Things get more complicated for Sam when he falls for Jackie's girlfriend Rachel (Ari Graynor) and begins recruiting drug mules from within the Hasidic community at Jackie's insistence. Meanwhile, Yosef's fondness for drugs, women and money lead him into some reckless behaviour that could have dangerous consequences for Sam.

The Good
Jesse Eisenberg's nervy screen persona is perfectly suited to Sam and he delivers a typically superb performance, generating strong chemistry with both Graynor and Abeckaser. There's also strong support from Bartha and Fuchs, though the film more or less abandons the relationship between Sam and Leon once Leon decides he wants out.

The Bad
The main problem is that the script can't quite decide on the tone of the film and veers between serious, occasionally moralising drama and offbeat comedy.
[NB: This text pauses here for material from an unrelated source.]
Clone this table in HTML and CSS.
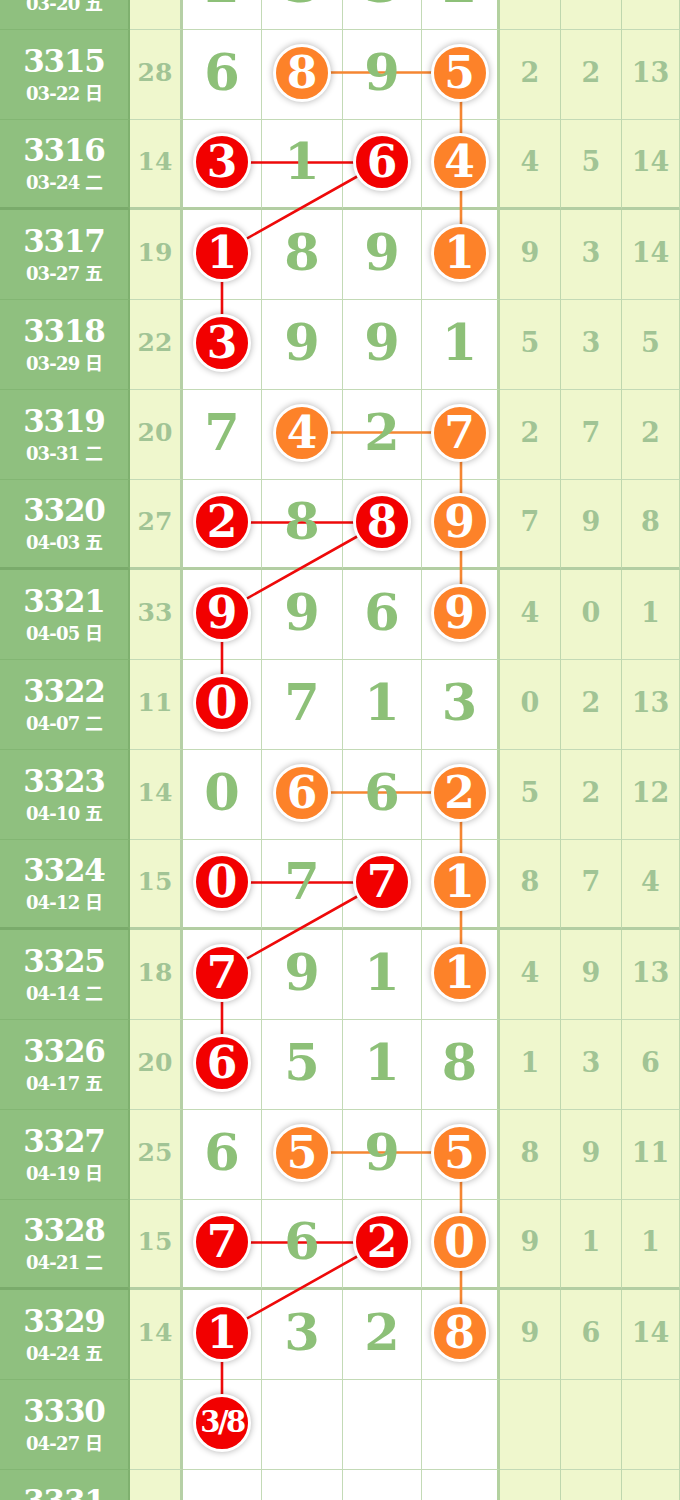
FILE: index.html
```
<!DOCTYPE html>
<html lang="zh">
<head>
<meta charset="utf-8">
<title>走势图</title>
<link rel="stylesheet" href="styles.css">
</head>
<body>
<div class="chart">
  <svg class="links" width="680" height="1620" viewBox="0 0 680 1620">
    <g class="orange">
      <line x1="302" y1="132.5" x2="461" y2="132.5"/>
      <polyline points="461,132.5 461,222.5 461,312.5"/>
      <line x1="302" y1="492.5" x2="461" y2="492.5"/>
      <polyline points="461,492.5 461,582.5 461,672.5"/>
      <line x1="302" y1="852.5" x2="461" y2="852.5"/>
      <polyline points="461,852.5 461,942.5 461,1032.5"/>
      <line x1="302" y1="1212.5" x2="461" y2="1212.5"/>
      <polyline points="461,1212.5 461,1302.5 461,1392.5"/>
    </g>
    <g class="red">
      <line x1="222" y1="222.5" x2="382" y2="222.5"/>
      <polyline points="382,222.5 222,312.5 222,402.5"/>
      <line x1="222" y1="582.5" x2="382" y2="582.5"/>
      <polyline points="382,582.5 222,672.5 222,762.5"/>
      <line x1="222" y1="942.5" x2="382" y2="942.5"/>
      <polyline points="382,942.5 222,1032.5 222,1122.5"/>
      <line x1="222" y1="1302.5" x2="382" y2="1302.5"/>
      <polyline points="382,1302.5 222,1392.5 222,1482.5"/>
    </g>
  </svg>

  <div class="row top">
    <div class="c period"><b>3314</b><i>03-20 五</i></div>
    <div class="c sum">19</div>
    <div class="c d"><span class="num">2</span></div>
    <div class="c d"><span class="num">3</span></div>
    <div class="c d"><span class="num">3</span></div>
    <div class="c d last"><span class="num">2</span></div>
    <div class="c r">3</div><div class="c r">1</div><div class="c r">11</div>
  </div>

  <div class="row">
    <div class="c period"><b>3315</b><i>03-22 日</i></div>
    <div class="c sum">28</div>
    <div class="c d"><span class="num">6</span></div>
    <div class="c d"><span class="ball orange">8</span></div>
    <div class="c d"><span class="num">9</span></div>
    <div class="c d last"><span class="ball orange">5</span></div>
    <div class="c r">2</div><div class="c r">2</div><div class="c r">13</div>
  </div>

  <div class="row end">
    <div class="c period"><b>3316</b><i>03-24 二</i></div>
    <div class="c sum">14</div>
    <div class="c d"><span class="ball red">3</span></div>
    <div class="c d"><span class="num">1</span></div>
    <div class="c d"><span class="ball red">6</span></div>
    <div class="c d last"><span class="ball orange">4</span></div>
    <div class="c r">4</div><div class="c r">5</div><div class="c r">14</div>
  </div>

  <div class="row">
    <div class="c period"><b>3317</b><i>03-27 五</i></div>
    <div class="c sum">19</div>
    <div class="c d"><span class="ball red">1</span></div>
    <div class="c d"><span class="num">8</span></div>
    <div class="c d"><span class="num">9</span></div>
    <div class="c d last"><span class="ball orange">1</span></div>
    <div class="c r">9</div><div class="c r">3</div><div class="c r">14</div>
  </div>

  <div class="row">
    <div class="c period"><b>3318</b><i>03-29 日</i></div>
    <div class="c sum">22</div>
    <div class="c d"><span class="ball red">3</span></div>
    <div class="c d"><span class="num">9</span></div>
    <div class="c d"><span class="num">9</span></div>
    <div class="c d last"><span class="num">1</span></div>
    <div class="c r">5</div><div class="c r">3</div><div class="c r">5</div>
  </div>

  <div class="row">
    <div class="c period"><b>3319</b><i>03-31 二</i></div>
    <div class="c sum">20</div>
    <div class="c d"><span class="num">7</span></div>
    <div class="c d"><span class="ball orange">4</span></div>
    <div class="c d"><span class="num">2</span></div>
    <div class="c d last"><span class="ball orange">7</span></div>
    <div class="c r">2</div><div class="c r">7</div><div class="c r">2</div>
  </div>

  <div class="row end">
    <div class="c period"><b>3320</b><i>04-03 五</i></div>
    <div class="c sum">27</div>
    <div class="c d"><span class="ball red">2</span></div>
    <div class="c d"><span class="num">8</span></div>
    <div class="c d"><span class="ball red">8</span></div>
    <div class="c d last"><span class="ball orange">9</span></div>
    <div class="c r">7</div><div class="c r">9</div><div class="c r">8</div>
  </div>

  <div class="row">
    <div class="c period"><b>3321</b><i>04-05 日</i></div>
    <div class="c sum">33</div>
    <div class="c d"><span class="ball red">9</span></div>
    <div class="c d"><span class="num">9</span></div>
    <div class="c d"><span class="num">6</span></div>
    <div class="c d last"><span class="ball orange">9</span></div>
    <div class="c r">4</div><div class="c r">0</div><div class="c r">1</div>
  </div>

  <div class="row">
    <div class="c period"><b>3322</b><i>04-07 二</i></div>
    <div class="c sum">11</div>
    <div class="c d"><span class="ball red">0</span></div>
    <div class="c d"><span class="num">7</span></div>
    <div class="c d"><span class="num">1</span></div>
    <div class="c d last"><span class="num">3</span></div>
    <div class="c r">0</div><div class="c r">2</div><div class="c r">13</div>
  </div>

  <div class="row">
    <div class="c period"><b>3323</b><i>04-10 五</i></div>
    <div class="c sum">14</div>
    <div class="c d"><span class="num">0</span></div>
    <div class="c d"><span class="ball orange">6</span></div>
    <div class="c d"><span class="num">6</span></div>
    <div class="c d last"><span class="ball orange">2</span></div>
    <div class="c r">5</div><div class="c r">2</div><div class="c r">12</div>
  </div>

  <div class="row end">
    <div class="c period"><b>3324</b><i>04-12 日</i></div>
    <div class="c sum">15</div>
    <div class="c d"><span class="ball red">0</span></div>
    <div class="c d"><span class="num">7</span></div>
    <div class="c d"><span class="ball red">7</span></div>
    <div class="c d last"><span class="ball orange">1</span></div>
    <div class="c r">8</div><div class="c r">7</div><div class="c r">4</div>
  </div>

  <div class="row">
    <div class="c period"><b>3325</b><i>04-14 二</i></div>
    <div class="c sum">18</div>
    <div class="c d"><span class="ball red">7</span></div>
    <div class="c d"><span class="num">9</span></div>
    <div class="c d"><span class="num">1</span></div>
    <div class="c d last"><span class="ball orange">1</span></div>
    <div class="c r">4</div><div class="c r">9</div><div class="c r">13</div>
  </div>

  <div class="row">
    <div class="c period"><b>3326</b><i>04-17 五</i></div>
    <div class="c sum">20</div>
    <div class="c d"><span class="ball red">6</span></div>
    <div class="c d"><span class="num">5</span></div>
    <div class="c d"><span class="num">1</span></div>
    <div class="c d last"><span class="num">8</span></div>
    <div class="c r">1</div><div class="c r">3</div><div class="c r">6</div>
  </div>

  <div class="row">
    <div class="c period"><b>3327</b><i>04-19 日</i></div>
    <div class="c sum">25</div>
    <div class="c d"><span class="num">6</span></div>
    <div class="c d"><span class="ball orange">5</span></div>
    <div class="c d"><span class="num">9</span></div>
    <div class="c d last"><span class="ball orange">5</span></div>
    <div class="c r">8</div><div class="c r">9</div><div class="c r">11</div>
  </div>

  <div class="row end">
    <div class="c period"><b>3328</b><i>04-21 二</i></div>
    <div class="c sum">15</div>
    <div class="c d"><span class="ball red">7</span></div>
    <div class="c d"><span class="num">6</span></div>
    <div class="c d"><span class="ball red">2</span></div>
    <div class="c d last"><span class="ball orange">0</span></div>
    <div class="c r">9</div><div class="c r">1</div><div class="c r">1</div>
  </div>

  <div class="row">
    <div class="c period"><b>3329</b><i>04-24 五</i></div>
    <div class="c sum">14</div>
    <div class="c d"><span class="ball red">1</span></div>
    <div class="c d"><span class="num">3</span></div>
    <div class="c d"><span class="num">2</span></div>
    <div class="c d last"><span class="ball orange">8</span></div>
    <div class="c r">9</div><div class="c r">6</div><div class="c r">14</div>
  </div>

  <div class="row">
    <div class="c period"><b>3330</b><i>04-27 日</i></div>
    <div class="c sum"></div>
    <div class="c d"><span class="ball red small">3/8</span></div>
    <div class="c d"></div>
    <div class="c d"></div>
    <div class="c d last"></div>
    <div class="c r"></div><div class="c r"></div><div class="c r"></div>
  </div>

  <div class="row">
    <div class="c period"><b>3331</b><i>04-29 二</i></div>
    <div class="c sum"></div>
    <div class="c d"></div>
    <div class="c d"></div>
    <div class="c d"></div>
    <div class="c d last"></div>
    <div class="c r"></div><div class="c r"></div><div class="c r"></div>
  </div>
</div>
</body>
</html>
```

FILE: styles.css
```
html, body {
  margin: 0;
  padding: 0;
  background: #ffffff;
  overflow: hidden;
}

.chart {
  position: relative;
  width: 680px;
  margin-top: -60px;
  font-family: "DejaVu Serif", "Noto Sans CJK SC", serif;
}

.links {
  position: absolute;
  top: 0;
  left: 0;
  z-index: 1;
  pointer-events: none;
}

.links line,
.links polyline {
  fill: none;
  stroke-width: 2.6;
}

.links .red line,
.links .red polyline {
  stroke: #ee0a0a;
}

.links .orange line,
.links .orange polyline {
  stroke: #f58632;
}

.row {
  display: grid;
  grid-template-columns: 130px 53px 79px 81px 79px 78px 61px 61px 58px;
  height: 90px;
}

.c {
  box-sizing: border-box;
  display: flex;
  align-items: center;
  justify-content: center;
  padding-bottom: 4px;
  border-bottom: 1px solid #c3dab6;
  border-right: 1px solid #c3dab6;
}

.row.top .d {
  padding-bottom: 0;
  padding-top: 0;
}

.row.end .c {
  border-bottom: 3px solid #b3cea3;
}

.period {
  flex-direction: column;
  background: #8fc07f;
  color: #ffffff;
  border-right: 2px solid #7fb16f;
  border-bottom-color: #83b673;
  padding-bottom: 0;
  padding-top: 0;
}

.row.end .period {
  border-bottom-color: #7aab6b;
}

.period b {
  font-weight: 700;
  font-size: 31px;
  line-height: 34px;
  letter-spacing: -1.2px;
}

.period i {
  font-style: normal;
  font-weight: 700;
  font-size: 18px;
  line-height: 24px;
  margin-top: 4px;
  letter-spacing: -0.8px;
}

.sum {
  background: #eff7cd;
  border-right: 3px solid #b6d0a6;
  color: #a1c495;
  font-weight: 700;
  font-size: 25px;
}

.d {
  background: #ffffff;
  position: relative;
}

.d.last {
  border-right: 3px solid #b3d19f;
}

.r {
  background: #eff7cd;
  color: #a1c495;
  font-weight: 700;
  font-size: 27px;
  border-right-color: #bed7ae;
}

.num {
  position: relative;
  z-index: 2;
  color: #8dc078;
  font-weight: 700;
  font-size: 51px;
  line-height: 1;
}

.ball {
  position: relative;
  z-index: 2;
  box-sizing: border-box;
  width: 58px;
  height: 58px;
  border-radius: 50%;
  border: 3px solid #ffffff;
  box-shadow: 0 0 7px rgba(0, 0, 0, 0.32);
  display: flex;
  align-items: center;
  justify-content: center;
  color: #ffffff;
  font-weight: 700;
  font-size: 44px;
  line-height: 1;
}

.ball.red {
  background: #f20000;
}

.ball.orange {
  background: #fd8229;
}

.ball.small {
  font-size: 29px;
  letter-spacing: -2.5px;
}
```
Similarly, the decision to film the story in the style of an independent movie (handheld camerawork and so on) doesn't quite pay off and it's hard to avoid the feeling that it might have been better served by a more traditional Hollywood approach.

On top of that, the film ultimately fails to engage on an emotional level because you never quite know what Sam really wants: his religion doesn't seem particularly troubled by his illegal activities but he doesn't seem all that seduced by money, women and drugs either.

By the same token, his relationship with Rachel (to say nothing of his supposed fiancee back in Brooklyn) is too thinly sketched to make an emotional impact.

Worth seeing?
Holy Rollers tells an intriguing true story and is worth seeing for a typically great performance from Jesse Eisenberg, but the script feels underdeveloped and it's never as exciting or as emotionally arresting as it ought to be.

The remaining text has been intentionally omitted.